Mis à part un bref passage où on peut lire que le LTTE a «continué sa lutte armée», le manifeste ne mentionne pas l'histoire du LTTE et sa demande d'un État indépendant. La défait sanglante du LTTE dans la guerre civile a été surtout le résultat de la faillite de sa perspective nationaliste tamoule. Dans les régions tamoules au nord et à l'est du Sri Lanka, le LTTE a imposé son autorité politique en réprimant les travailleurs et les pauvres et en assassinant ses opposants politiques.

Le LTTE s'est aliéné les travailleurs cingalais en perpétrant périodiquement de violentes attaques contre des civils cingalais.
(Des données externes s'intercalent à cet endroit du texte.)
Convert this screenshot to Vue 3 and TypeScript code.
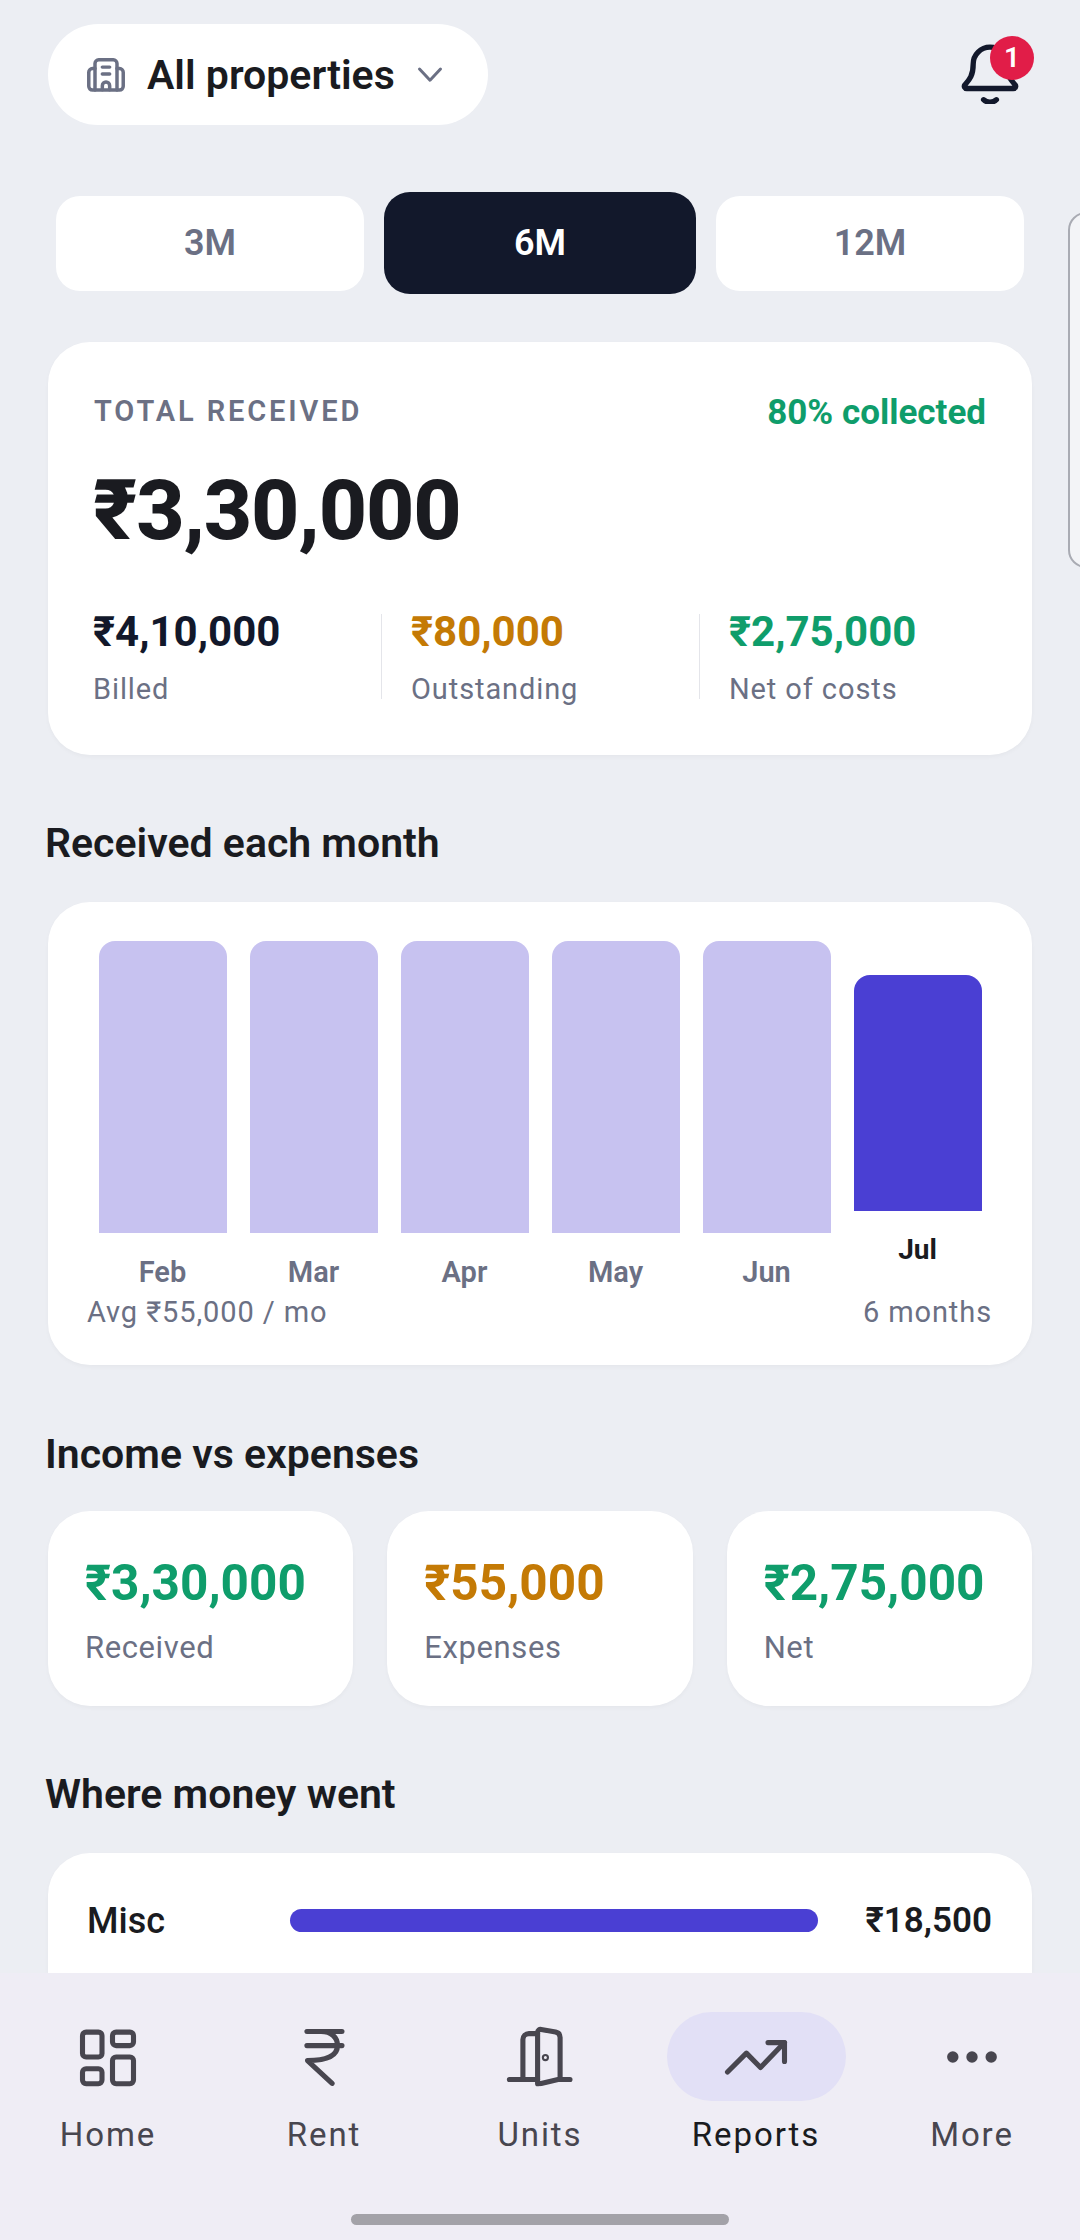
<script setup lang="ts">
type Bar = { label: string; value: number; current?: boolean }
type Tile = { value: string; label: string; tone: string }
type NavItem = { key: string; label: string; active?: boolean }

const ranges = ['3M', '6M', '12M']
const activeRange = '6M'

const splits: Tile[] = [
  { value: '₹4,10,000', label: 'Billed', tone: 'navy' },
  { value: '₹80,000', label: 'Outstanding', tone: 'amber' },
  { value: '₹2,75,000', label: 'Net of costs', tone: 'green' }
]

const bars: Bar[] = [
  { label: 'Feb', value: 55000 },
  { label: 'Mar', value: 55000 },
  { label: 'Apr', value: 55000 },
  { label: 'May', value: 55000 },
  { label: 'Jun', value: 55000 },
  { label: 'Jul', value: 44500, current: true }
]

const BAR_MAX = 292
const barHeight = (v: number) => `${Math.round((v / 55000) * BAR_MAX)}px`

const tiles: Tile[] = [
  { value: '₹3,30,000', label: 'Received', tone: 'green' },
  { value: '₹55,000', label: 'Expenses', tone: 'amber' },
  { value: '₹2,75,000', label: 'Net', tone: 'green' }
]

const nav: NavItem[] = [
  { key: 'home', label: 'Home' },
  { key: 'rent', label: 'Rent' },
  { key: 'units', label: 'Units' },
  { key: 'reports', label: 'Reports', active: true },
  { key: 'more', label: 'More' }
]
</script>

<template>
  <div class="screen">
    <main class="content">
      <header class="topbar">
        <button class="picker" type="button">
          <svg class="picker-icon" viewBox="0 0 24 24" fill="none" stroke="currentColor" stroke-width="1.900" stroke-linecap="round" stroke-linejoin="round">
            <path d="M6 20.200V5.700a2 2 0 0 1 2-2h8a2 2 0 0 1 2 2v14.500" />
            <path d="M6 8.500H4.600a2 2 0 0 0-2 2v7.700a2 2 0 0 0 2 2h14.800a2 2 0 0 0 2-2v-7.700a2 2 0 0 0-2-2H18" />
            <path d="M10 7.700h4M10 11.500h4M10 20v-2.200a2 2 0 0 1 4 0V20" />
          </svg>
          <span>All properties</span>
          <svg class="picker-chevron" viewBox="0 0 24 24" fill="none" stroke="currentColor" stroke-width="2" stroke-linecap="round" stroke-linejoin="round">
            <path d="m5 8 7 7.500 7-7.500" />
          </svg>
        </button>
        <div class="bell">
          <svg viewBox="0 0 24 24" fill="none" stroke="currentColor" stroke-width="2" stroke-linecap="round" stroke-linejoin="round">
            <path d="M2.600 16.800c-.5.6-.1 1.400.7 1.400h17.400c.8 0 1.200-.8.7-1.400C19.800 15 18.300 13.500 18.300 9a6.300 6.300 0 0 0-12.600 0c0 4.500-1.500 6-3.100 7.800Z" />
            <path d="M9.600 22.400c1.200 1.200 3.600 1.200 4.800 0" />
          </svg>
          <span class="bell-badge">1</span>
        </div>
      </header>

      <div class="ranges">
        <button
          v-for="r in ranges"
          :key="r"
          type="button"
          class="range"
          :class="{ active: r === activeRange }"
        >
          {{ r }}
        </button>
      </div>
      <div class="peek"></div>

      <section class="card hero">
        <div class="hero-top">
          <span class="eyebrow">TOTAL RECEIVED</span>
          <span class="collected">80% collected</span>
        </div>
        <div class="hero-value">₹3,30,000</div>
        <div class="splits">
          <div v-for="s in splits" :key="s.label" class="split">
            <strong :class="s.tone">{{ s.value }}</strong>
            <span>{{ s.label }}</span>
          </div>
        </div>
      </section>

      <h2 class="heading heading-months">Received each month</h2>
      <section class="card chart">
        <div class="bars">
          <div v-for="b in bars" :key="b.label" class="bar-col" :class="{ current: b.current }">
            <div class="bar" :style="{ height: barHeight(b.value) }"></div>
            <span class="bar-label">{{ b.label }}</span>
          </div>
        </div>
        <div class="chart-foot">
          <span>Avg ₹55,000 / mo</span>
          <span>6 months</span>
        </div>
      </section>

      <h2 class="heading heading-income">Income vs expenses</h2>
      <div class="tiles">
        <div v-for="t in tiles" :key="t.label" class="card tile">
          <strong :class="t.tone">{{ t.value }}</strong>
          <span>{{ t.label }}</span>
        </div>
      </div>

      <h2 class="heading heading-money">Where money went</h2>
      <section class="card money">
        <div class="money-row">
          <span class="money-name">Misc</span>
          <div class="money-track"></div>
          <span class="money-amount">₹18,500</span>
        </div>
      </section>
    </main>

    <nav class="nav">
      <div class="nav-items">
        <div v-for="n in nav" :key="n.key" class="nav-item" :class="{ active: n.active }">
          <div class="nav-icon">
            <svg v-if="n.key === 'home'" viewBox="0 0 24 24" fill="none" stroke="currentColor" stroke-width="1.700" stroke-linecap="round" stroke-linejoin="round">
              <rect x="3.500" y="3.700" width="6.500" height="8.300" rx="1.200" />
              <rect x="13.500" y="3.700" width="7" height="4.500" rx="1.200" />
              <rect x="13.500" y="12" width="7" height="8.900" rx="1.200" />
              <rect x="3.500" y="15.900" width="6.500" height="5" rx="1.200" />
            </svg>
            <svg v-else-if="n.key === 'rent'" viewBox="0 0 24 24" fill="none" stroke="currentColor" stroke-width="1.700" stroke-linecap="round" stroke-linejoin="round">
              <path d="M6.300 3.500H18M6.300 8.200H18M11 3.500c3.500 0 5.500 2 5.500 4.700s-2.500 5-10 5l8.200 7.600" />
            </svg>
            <svg v-else-if="n.key === 'units'" viewBox="0 0 24 24" fill="none" stroke="currentColor" stroke-width="1.700" stroke-linecap="round" stroke-linejoin="round">
              <path d="M1.800 19.500h9.400M18.700 19.500H22" />
              <path d="M6.300 19.500V6.200a2 2 0 0 1 2-2h2.900" />
              <path d="M11.200 20.900V3.800c0-.7.6-1.100 1.200-1l4.800.9c.9.2 1.500.9 1.500 1.800v13.800l-6.300 1.500c-.7.2-1.200-.1-1.200-.8Z" />
              <circle cx="13.800" cy="12.200" r=".35" />
            </svg>
            <svg v-else-if="n.key === 'reports'" viewBox="0 0 24 24" fill="none" stroke="currentColor" stroke-width="1.700" stroke-linecap="round" stroke-linejoin="round">
              <path d="M2.500 17 8.800 10.700 13.500 15.500 21.500 7.200" />
              <path d="M16 7.200h5.500v6.300" />
            </svg>
            <svg v-else viewBox="0 0 24 24" fill="currentColor">
              <circle cx="5.600" cy="12" r="1.900" />
              <circle cx="12" cy="12" r="1.900" />
              <circle cx="18.400" cy="12" r="1.900" />
            </svg>
          </div>
          <span class="nav-label">{{ n.label }}</span>
        </div>
      </div>
      <div class="home-indicator"></div>
    </nav>
  </div>
</template>

<style>
body {
  margin: 0;
}
</style>

<style scoped>
.screen {
  position: relative;
  width: 1080px;
  height: 2240px;
  display: flex;
  flex-direction: column;
  overflow: hidden;
  background: #eceef3;
  color: #1a1b20;
  font-family: Roboto, 'Liberation Sans', sans-serif;
}
.content {
  position: relative;
  flex: 1;
  min-height: 0;
  overflow: hidden;
  padding: 24px 48px 0;
}
.topbar {
  display: flex;
  align-items: flex-start;
  justify-content: space-between;
}
.picker {
  display: flex;
  align-items: center;
  width: 440px;
  height: 101px;
  padding: 0 0 0 36px;
  border: 0;
  border-radius: 51px;
  background: #fff;
  font: 600 41px Roboto, sans-serif;
  color: #1a1b20;
}
.picker-icon {
  width: 44px;
  height: 44px;
  color: #6b7084;
  margin-right: 19px;
}
.picker-chevron {
  width: 36px;
  height: 36px;
  color: #6b7084;
  margin-left: 17px;
}
.bell {
  position: relative;
  width: 64px;
  height: 64px;
  margin: 16px 10px 0 0;
  color: #12182b;
}
.bell svg {
  width: 64px;
  height: 64px;
  display: block;
}
.bell-badge {
  position: absolute;
  top: -4px;
  right: -12px;
  width: 44px;
  height: 44px;
  border-radius: 50%;
  background: #e11d48;
  color: #fff;
  font-size: 28px;
  font-weight: 600;
  line-height: 44px;
  text-align: center;
}
.ranges {
  display: flex;
  align-items: center;
  gap: 20px;
  height: 102px;
  margin: 67px 0 0 8px;
}
.range {
  width: 308px;
  height: 95px;
  border: 0;
  border-radius: 24px;
  background: #fff;
  color: #6b7084;
  font: 600 36px Roboto, sans-serif;
}
.range.active {
  width: 312px;
  height: 102px;
  border-radius: 26px;
  background: #12182b;
  color: #fff;
}
.peek {
  position: absolute;
  left: 1068px;
  top: 212px;
  width: 60px;
  height: 356px;
  box-sizing: border-box;
  border: 2px solid #a9abb3;
  border-radius: 18px;
  background: #f3f4f7;
}
.card {
  background: #fff;
  border-radius: 42px;
  box-shadow: 0 2px 4px rgba(18, 24, 43, 0.03);
}
.hero {
  height: 413px;
  box-sizing: border-box;
  margin-top: 48px;
  padding: 54px 46px 0;
}
.hero-top {
  display: flex;
  align-items: center;
  justify-content: space-between;
  height: 30px;
}
.eyebrow {
  font-size: 29px;
  font-weight: 600;
  letter-spacing: 2.900px;
  color: #6b7084;
}
.collected {
  padding-top: 3px;
  font-size: 35px;
  font-weight: 700;
  color: #0f9d6b;
}
.hero-value {
  margin-top: 35px;
  margin-left: -1px;
  font-size: 84px;
  font-weight: 800;
  line-height: 100px;
  letter-spacing: -1.200px;
  color: #1a1b20;
}
.splits {
  display: grid;
  grid-template-columns: 288px 318px 1fr;
  margin: 53px 0 0 -1px;
}
.split {
  display: flex;
  flex-direction: column;
  height: 85px;
}
.split + .split {
  padding-left: 29px;
  border-left: 1px solid #e4e5ea;
}
.split strong {
  font-size: 42px;
  font-weight: 700;
  line-height: 36px;
}
.split span {
  margin-top: 22px;
  font-size: 29px;
  line-height: 34px;
  letter-spacing: 0.900px;
  color: #6b7084;
}
.navy {
  color: #12182b;
}
.amber {
  color: #c47a05;
}
.green {
  color: #0f9d6b;
}
.heading {
  margin: 0;
  font-size: 41px;
  font-weight: 600;
  line-height: 46px;
  color: #1a1b20;
}
.heading-months {
  margin: 65px 0 0 -3px;
}
.chart {
  height: 463px;
  box-sizing: border-box;
  margin-top: 36px;
  padding: 39px 40px 0;
}
.bars {
  display: flex;
  gap: 23px;
  height: 352px;
  padding: 0 10.500px;
}
.bar-col {
  flex: 1;
  display: flex;
  flex-direction: column;
  align-items: center;
}
.bar-col.current {
  margin-top: 34px;
}
.bar {
  width: 100%;
  border-radius: 16px 16px 0 0;
  background: #c7c2f0;
}
.current .bar {
  background: #4a3fd3;
}
.bar-label {
  margin-top: 22px;
  font-size: 29px;
  font-weight: 600;
  line-height: 34px;
  color: #6b7084;
}
.current .bar-label {
  color: #1a1b20;
  font-weight: 700;
  font-size: 28px;
}
.chart-foot {
  display: flex;
  justify-content: space-between;
  margin-top: 2px;
  margin-left: -1px;
  font-size: 29px;
  line-height: 34px;
  letter-spacing: 0.900px;
  color: #6b7084;
}
.heading-income {
  margin: 66px 0 0 -3px;
}
.tiles {
  display: grid;
  grid-template-columns: repeat(3, 1fr);
  gap: 34px;
  margin-top: 34px;
}
.tile {
  display: flex;
  flex-direction: column;
  height: 195px;
  box-sizing: border-box;
  padding: 45px 0 0 37px;
}
.tile strong {
  font-size: 49.500px;
  font-weight: 700;
  line-height: 54px;
}
.tile span {
  margin-top: 20px;
  font-size: 31px;
  line-height: 36px;
  letter-spacing: 0.600px;
  color: #6b7084;
}
.heading-money {
  margin: 65px 0 0 -3px;
}
.money {
  margin-top: 36px;
  height: 160px;
  box-sizing: border-box;
  padding: 47px 40px 0;
}
.money-row {
  display: grid;
  grid-template-columns: 202px 528px 1fr;
  align-items: center;
}
.money-name {
  margin-left: -1px;
  font-size: 36px;
  font-weight: 500;
  line-height: 40px;
}
.money-track {
  height: 23px;
  border-radius: 12px;
  background: #4a3fd3;
}
.money-amount {
  font-size: 35px;
  font-weight: 600;
  text-align: right;
}
.nav {
  position: relative;
  height: 267px;
  flex-shrink: 0;
  background: #efedf5;
}
.nav-items {
  display: grid;
  grid-template-columns: repeat(5, 216px);
  padding-top: 39px;
}
.nav-item {
  display: flex;
  flex-direction: column;
  align-items: center;
  color: #48464f;
}
.nav-icon {
  display: flex;
  align-items: center;
  justify-content: center;
  width: 179px;
  height: 89px;
  border-radius: 45px;
}
.nav-icon svg {
  width: 72px;
  height: 72px;
}
.nav-item.active .nav-icon {
  background: #e2e0f6;
}
.nav-label {
  margin-top: 14px;
  font-size: 33px;
  font-weight: 450;
  line-height: 40px;
  letter-spacing: 1.900px;
}
.nav-item.active .nav-label {
  color: #1a1b20;
}
.home-indicator {
  position: absolute;
  left: 351px;
  bottom: 15px;
  width: 378px;
  height: 11px;
  border-radius: 6px;
  background: #a3a2a8;
}
</style>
À l'international, le LTTE comptait sur l'appui de l'impérialisme américain et européen et sur la bourgeoisie indienne, même après que ceux-ci ont rendu leur organisation illégale et sont venus en aide, diplomatiquement et militairement, à Colombo contre le LTTE. Le résultat fut une défaite catastrophique pour le LTTE dans la guerre civile et la destruction de ses forces sur l'île, ainsi que la mort de milliers de civils, dans un massacre perpétré par l'armée du Sri Lanka.

La réaction de l'ANT est d'exhorter les États-Unis et les autres puissances impérialistes à intervenir dans la vie politique sri-lankaise, supposément pour amener une paix durable dans le pays déchiré par la guerre. Le manifeste déclare: «L'ANT croit fermement qu'une paix permanente basée sur une véritable réconciliation n'est possible que sous les auspices de la communauté internationale, ce qui permettrait à tous les peuples du Sri Lanka de vivre en tant que citoyens égaux.»

Même après que les demandes faites aux puissances impérialistes sont demeurées sans réponse, l'ANT adopte une fois de plus une position dangereuse et sans scrupules en appelant à une intervention impérialiste au Sri Lanka. L'expérience des interventions néocoloniales de Washington en Irak, en Afghanistan, en Libye et au Pakistan démontre la faillite du culte de la «communauté internationale» par l'ANT. Les puissances impérialistes ont exploité les divisions ethniques et les conflits religieux pour dominer ces pays, causant la mort de centaines de milliers de personnes.